● **Exercise details**:
Repeat each entry exactly and drop the pictures.

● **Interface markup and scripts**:
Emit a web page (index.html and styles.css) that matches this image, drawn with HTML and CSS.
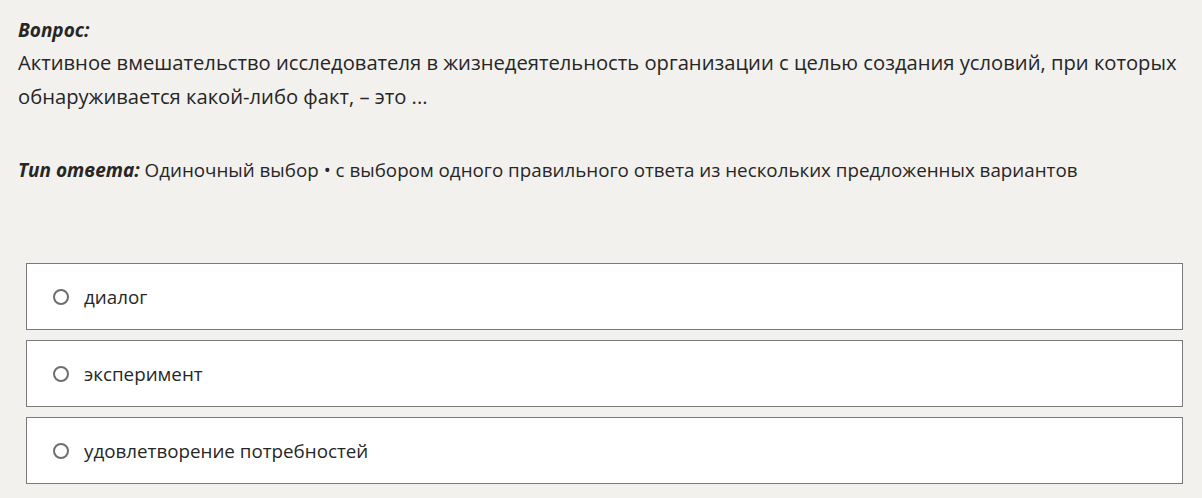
FILE: index.html
```html
<!DOCTYPE html>
<html lang="ru">
<head>
  <meta charset="UTF-8">
  <title>Вопрос</title>
  <link rel="stylesheet" href="styles.css">
</head>
<body>

  <div class="question">
    <div class="label">Вопрос:</div>
    <div class="question-text">Активное вмешательство исследователя в жизнедеятельность организации с целью создания условий, при которых обнаруживается какой-либо факт, – это ...</div>
  </div>

  <div class="answer-type">
    <span class="label">Тип ответа:</span> Одиночный выбор • с выбором одного правильного ответа из нескольких предложенных вариантов
  </div>

  <div class="options">
    <label class="option"><span class="radio"></span>диалог</label>
    <label class="option"><span class="radio"></span>эксперимент</label>
    <label class="option"><span class="radio"></span>удовлетворение потребностей</label>
  </div>

</body>
</html>
```

FILE: styles.css
```css
body {
  font-family: 'Open Sans', 'Noto Sans', sans-serif;
  background-color: #f2f1ee;
  color: #262626;
  margin: 0;
  padding: 17px 18px 0 18px;
}

.label {
  font-weight: bold;
  font-style: italic;
  font-size: 19px;
}

.question-text {
  margin-top: 2px;
  font-size: 20.2px;
  line-height: 34px;
}

.answer-type {
  margin-top: 44px;
  font-size: 18.8px;
}

.options {
  margin-top: 80px;
  margin-left: 8px;
  margin-right: 1px;
  display: flex;
  flex-direction: column;
  gap: 10px;
}

.option {
  display: flex;
  align-items: center;
  height: 67px;
  box-sizing: border-box;
  background-color: #fff;
  border: 1px solid #7a7a7a;
  padding-left: 26px;
  font-size: 18.8px;
}

.radio {
  width: 12px;
  height: 12px;
  border: 2px solid #6e6e6e;
  border-radius: 50%;
  margin-right: 15px;
}
```
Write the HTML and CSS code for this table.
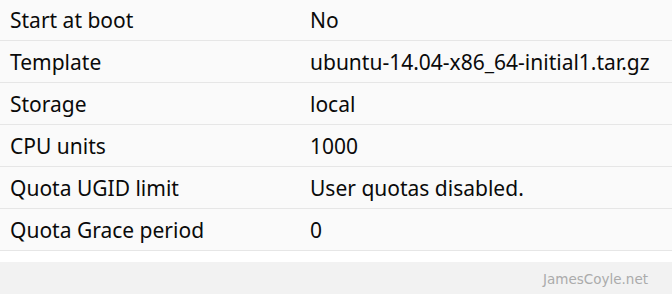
FILE: index.html
```html
<!DOCTYPE html>
<html>
<head>
<meta charset="utf-8">
<link rel="stylesheet" href="styles.css">
</head>
<body>
<div class="props">
  <div class="row"><div class="label">Start at boot</div><div class="value">No</div></div>
  <div class="row"><div class="label">Template</div><div class="value">ubuntu-14.04-x86_64-initial1.tar.gz</div></div>
  <div class="row"><div class="label">Storage</div><div class="value">local</div></div>
  <div class="row"><div class="label">CPU units</div><div class="value">1000</div></div>
  <div class="row"><div class="label">Quota UGID limit</div><div class="value">User quotas disabled.</div></div>
  <div class="row"><div class="label">Quota Grace period</div><div class="value">0</div></div>
</div>
<div class="footer"><span class="mark">JamesCoyle.net</span></div>
</body>
</html>
```
FILE: styles.css
```css
html, body {
  margin: 0;
  padding: 0;
  background: #ffffff;
}
body {
  width: 672px;
  height: 294px;
  overflow: hidden;
  font-family: "Noto Sans", "Liberation Sans", Arial, sans-serif;
}
.props {
  margin-top: -1px;
}
.row {
  display: grid;
  grid-template-columns: 300px 1fr;
  align-items: center;
  height: 41px;
  border-bottom: 1px solid #e6e6e6;
  background: #fafafa;
  font-size: 21px;
  color: #0a0a0a;
}
.label {
  padding-left: 10px;
  padding-top: 1px;
}
.value {
  padding-left: 10px;
  padding-top: 1px;
}
.footer {
  margin-top: 11px;
  height: 32px;
  background: #f2f2f2;
  display: flex;
  justify-content: flex-end;
  align-items: center;
  padding-right: 24px;
}
.mark {
  font-family: "DejaVu Sans", sans-serif;
  font-size: 13.5px;
  color: #ababab;
  padding-top: 1px;
}
```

● **Reply to the exercise**:
Emit a web page (index.html and styles.css) that matches this image, drawn with HTML and CSS.
FILE: index.html
```html
<!DOCTYPE html>
<html lang="ru">
<head>
  <meta charset="UTF-8">
  <title>Вопрос</title>
  <link rel="stylesheet" href="styles.css">
</head>
<body>

  <div class="question">
    <div class="label">Вопрос:</div>
    <div class="question-text">Активное вмешательство исследователя в жизнедеятельность организации с целью создания условий, при которых обнаруживается какой-либо факт, – это ...</div>
  </div>

  <div class="answer-type">
    <span class="label">Тип ответа:</span> Одиночный выбор • с выбором одного правильного ответа из нескольких предложенных вариантов
  </div>

  <div class="options">
    <label class="option"><span class="radio"></span>диалог</label>
    <label class="option"><span class="radio"></span>эксперимент</label>
    <label class="option"><span class="radio"></span>удовлетворение потребностей</label>
  </div>

</body>
</html>
```

FILE: styles.css
```css
body {
  font-family: 'Open Sans', 'Noto Sans', sans-serif;
  background-color: #f2f1ee;
  color: #262626;
  margin: 0;
  padding: 17px 18px 0 18px;
}

.label {
  font-weight: bold;
  font-style: italic;
  font-size: 19px;
}

.question-text {
  margin-top: 2px;
  font-size: 20.2px;
  line-height: 34px;
}

.answer-type {
  margin-top: 44px;
  font-size: 18.8px;
}

.options {
  margin-top: 80px;
  margin-left: 8px;
  margin-right: 1px;
  display: flex;
  flex-direction: column;
  gap: 10px;
}

.option {
  display: flex;
  align-items: center;
  height: 67px;
  box-sizing: border-box;
  background-color: #fff;
  border: 1px solid #7a7a7a;
  padding-left: 26px;
  font-size: 18.8px;
}

.radio {
  width: 12px;
  height: 12px;
  border: 2px solid #6e6e6e;
  border-radius: 50%;
  margin-right: 15px;
}
```
Write the HTML and CSS code for this table.
FILE: index.html
```html
<!DOCTYPE html>
<html>
<head>
<meta charset="utf-8">
<link rel="stylesheet" href="styles.css">
</head>
<body>
<div class="props">
  <div class="row"><div class="label">Start at boot</div><div class="value">No</div></div>
  <div class="row"><div class="label">Template</div><div class="value">ubuntu-14.04-x86_64-initial1.tar.gz</div></div>
  <div class="row"><div class="label">Storage</div><div class="value">local</div></div>
  <div class="row"><div class="label">CPU units</div><div class="value">1000</div></div>
  <div class="row"><div class="label">Quota UGID limit</div><div class="value">User quotas disabled.</div></div>
  <div class="row"><div class="label">Quota Grace period</div><div class="value">0</div></div>
</div>
<div class="footer"><span class="mark">JamesCoyle.net</span></div>
</body>
</html>
```
FILE: styles.css
```css
html, body {
  margin: 0;
  padding: 0;
  background: #ffffff;
}
body {
  width: 672px;
  height: 294px;
  overflow: hidden;
  font-family: "Noto Sans", "Liberation Sans", Arial, sans-serif;
}
.props {
  margin-top: -1px;
}
.row {
  display: grid;
  grid-template-columns: 300px 1fr;
  align-items: center;
  height: 41px;
  border-bottom: 1px solid #e6e6e6;
  background: #fafafa;
  font-size: 21px;
  color: #0a0a0a;
}
.label {
  padding-left: 10px;
  padding-top: 1px;
}
.value {
  padding-left: 10px;
  padding-top: 1px;
}
.footer {
  margin-top: 11px;
  height: 32px;
  background: #f2f2f2;
  display: flex;
  justify-content: flex-end;
  align-items: center;
  padding-right: 24px;
}
.mark {
  font-family: "DejaVu Sans", sans-serif;
  font-size: 13.5px;
  color: #ababab;
  padding-top: 1px;
}
```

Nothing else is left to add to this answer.